Never, in the history of the world, has it been easier and cheaper (free in many cases) to learn a new skill. Have you heard of this thing called the internet where there are thousands of free courses teaching anything and everything?
Planting? That’s your example of a desirable skill? Free courses will get you nowhere financially or otherwise. You need verifiable certificates and licenses.
Planting was a typo. Fixed that.
For many careers you do not need certs or licenses. Almost every role in big tech can be self taught. Programming, SQA, systems engineering, business analyst, project management, and on and on can all be self taught.

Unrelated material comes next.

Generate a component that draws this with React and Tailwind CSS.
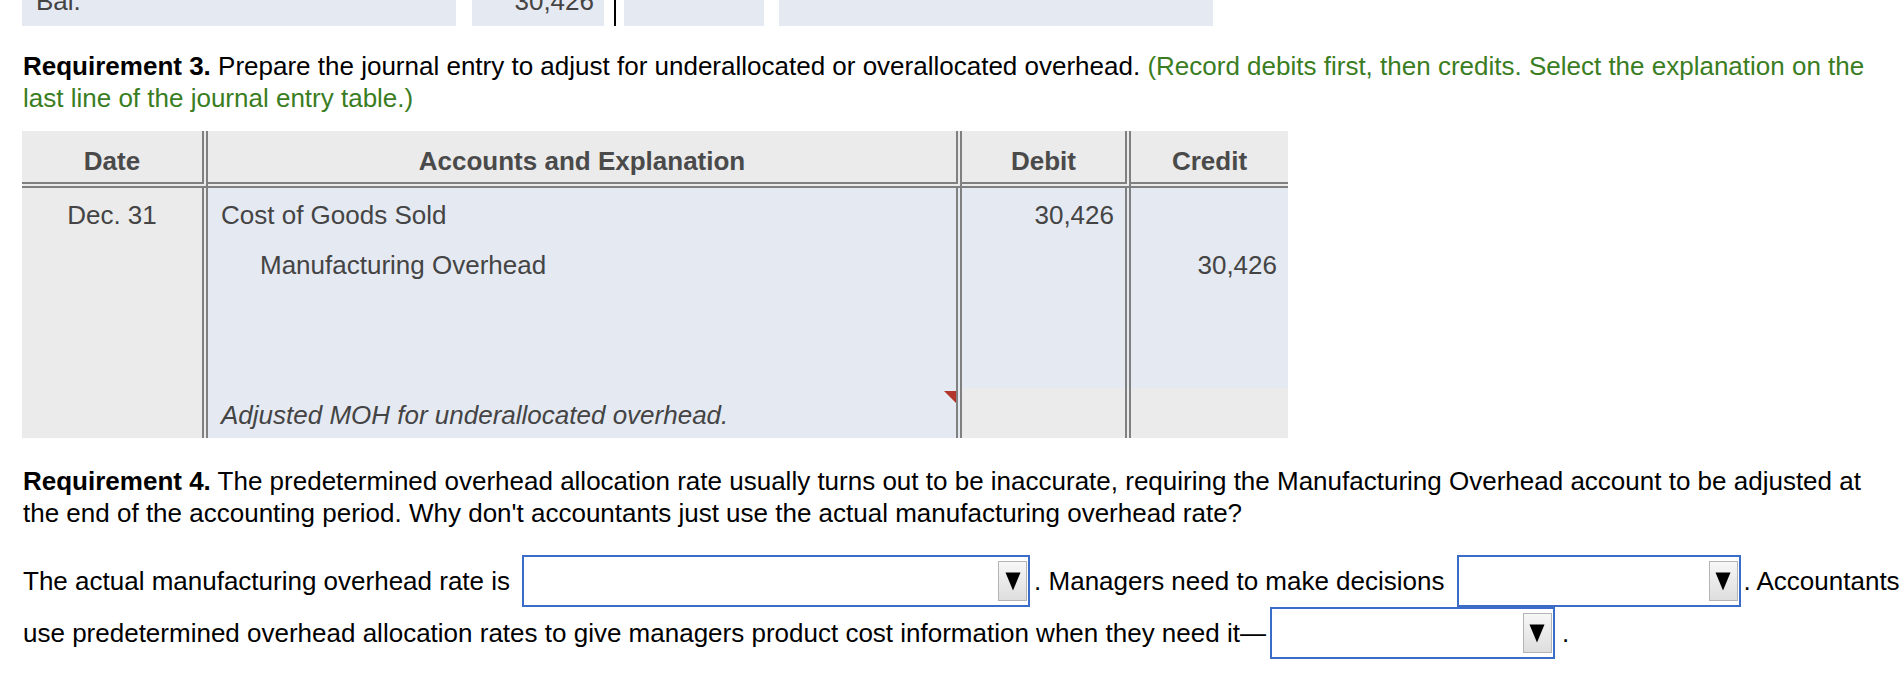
import React from "react";

const Dropdown = ({ width }) => (
  <div
    className={`${width} h-[52px] shrink-0 border-2 border-[#3b6cc7] bg-white flex items-center justify-end pr-[1px]`}
  >
    <div className="w-[29px] h-[40px] border border-[#b4b4b4] bg-gradient-to-b from-[#f7f7f7] to-[#dedede] flex items-center justify-center">
      <svg width="16" height="19" viewBox="0 0 16 19">
        <polygon points="0.5,0.5 15.5,0.5 8,18.5" fill="#000" />
      </svg>
    </div>
  </div>
);

const cellR = "border-r-[6px] border-double border-[#808080]";
const head = "border-b-[6px] border-double border-[#808080] bg-[#ebebeb] h-[57px] pt-[14px] text-center font-bold text-[#4a4a4a]";

const App = () => {
  return (
    <div className="w-[1902px] h-[694px] overflow-hidden bg-white font-['Liberation_Sans',Arial,sans-serif] text-[26px] leading-[32px] text-black">
      {/* previous t-account, cut at the top */}
      <div className="flex -mt-[40px] h-[66px] pl-[22px] text-[#444]">
        <div className="w-[434px] bg-[#e4e9f2] pl-[14px] pt-[25px]">Bal.</div>
        <div className="w-[132px] ml-[16px] bg-[#e4e9f2] text-right pr-[10px] pt-[25px]">30,426</div>
        <div className="w-[2px] ml-[10px] bg-black"></div>
        <div className="w-[140px] ml-[8px] bg-[#e4e9f2]"></div>
        <div className="w-[434px] ml-[15px] bg-[#e4e9f2]"></div>
      </div>

      <p className="mt-[24px] pl-[23px] whitespace-nowrap">
        <span className="font-bold">Requirement 3.</span> Prepare the journal entry to adjust for underallocated or
        overallocated overhead.{" "}
        <span className="text-[#3a7d22]">
          (Record debits first, then credits. Select the explanation on the
          <br />
          last line of the journal entry table.)
        </span>
      </p>

      <div className="mt-[17px] ml-[22px] w-[1266px] grid grid-cols-[186px_754px_169px_157px] text-[#444]">
        <div className={`${cellR} ${head}`}>Date</div>
        <div className={`${cellR} ${head}`}>Accounts and Explanation</div>
        <div className={`${cellR} ${head}`}>Debit</div>
        <div className={head}>Credit</div>

        <div className={`${cellR} row-span-5 bg-[#ebebeb] pt-[11px] text-center`}>Dec. 31</div>

        <div className={`${cellR} h-[50px] bg-[#e4e9f2] pt-[11px] pl-[13px]`}>Cost of Goods Sold</div>
        <div className={`${cellR} h-[50px] bg-[#e4e9f2] pt-[11px] pr-[11px] text-right`}>30,426</div>
        <div className="h-[50px] bg-[#e4e9f2]"></div>

        <div className={`${cellR} h-[50px] bg-[#e4e9f2] pt-[11px] pl-[52px]`}>Manufacturing Overhead</div>
        <div className={`${cellR} h-[50px] bg-[#e4e9f2]`}></div>
        <div className="h-[50px] bg-[#e4e9f2] pt-[11px] pr-[11px] text-right">30,426</div>

        <div className={`${cellR} h-[50px] bg-[#e4e9f2]`}></div>
        <div className={`${cellR} h-[50px] bg-[#e4e9f2]`}></div>
        <div className="h-[50px] bg-[#e4e9f2]"></div>

        <div className={`${cellR} h-[50px] bg-[#e4e9f2]`}></div>
        <div className={`${cellR} h-[50px] bg-[#e4e9f2]`}></div>
        <div className="h-[50px] bg-[#e4e9f2]"></div>

        <div className={`${cellR} relative h-[50px] bg-[#e4e9f2] pt-[11px] pl-[13px] italic`}>
          Adjusted MOH for underallocated overhead.
          <svg className="absolute top-[3px] right-0" width="12" height="12" viewBox="0 0 12 12">
            <polygon points="0,0 12,0 12,12" fill="#b3342a" />
          </svg>
        </div>
        <div className={`${cellR} h-[50px] bg-[#ebebeb]`}></div>
        <div className="h-[50px] bg-[#ebebeb]"></div>
      </div>

      <p className="mt-[27px] pl-[23px] whitespace-nowrap">
        <span className="font-bold">Requirement 4.</span> The predetermined overhead allocation rate usually turns out
        to be inaccurate, requiring the Manufacturing Overhead account to be adjusted at
        <br />
        the end of the accounting period. Why don't accountants just use the actual manufacturing overhead rate?
      </p>

      <div className="mt-[26px] pl-[23px] flex flex-col whitespace-nowrap">
        <div className="flex items-center h-[52px]">
          <span>The actual manufacturing overhead rate is</span>
          <div className="ml-[12px]">
            <Dropdown width="w-[508px]" />
          </div>
          <span className="ml-[4px]">. Managers need to make decisions</span>
          <div className="ml-[12px]">
            <Dropdown width="w-[284px]" />
          </div>
          <span className="ml-[3px]">. Accountants</span>
        </div>
        <div className="flex items-center h-[52px]">
          <span>use predetermined overhead allocation rates to give managers product cost information when they need it—</span>
          <div className="ml-[4px]">
            <Dropdown width="w-[285px]" />
          </div>
          <span className="ml-[7px]">.</span>
        </div>
      </div>
    </div>
  );
};

export default App;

I say this as I work with a number of folks that do not have college degrees.
I agree that would be unfair or however you want to judge it, but I don't see how your conclusion follows.
It does not matter if the acquisition of qualification is gatekept, subsidized, free or restricted. Either way, you have a pool of people who are qualified for a job, and that pool has a size. Smaller pool roughly correlates with higher pay.
It's supply and demand, regardless of why the pool has it's size.
I also think it has never been that easy to learn things. Wikipedia, YouTube, social media ... sharing skills, following your interests, learning whatever you'd like to learn ... imagine you had to ask your dad for permission or be accepted into a guild for it.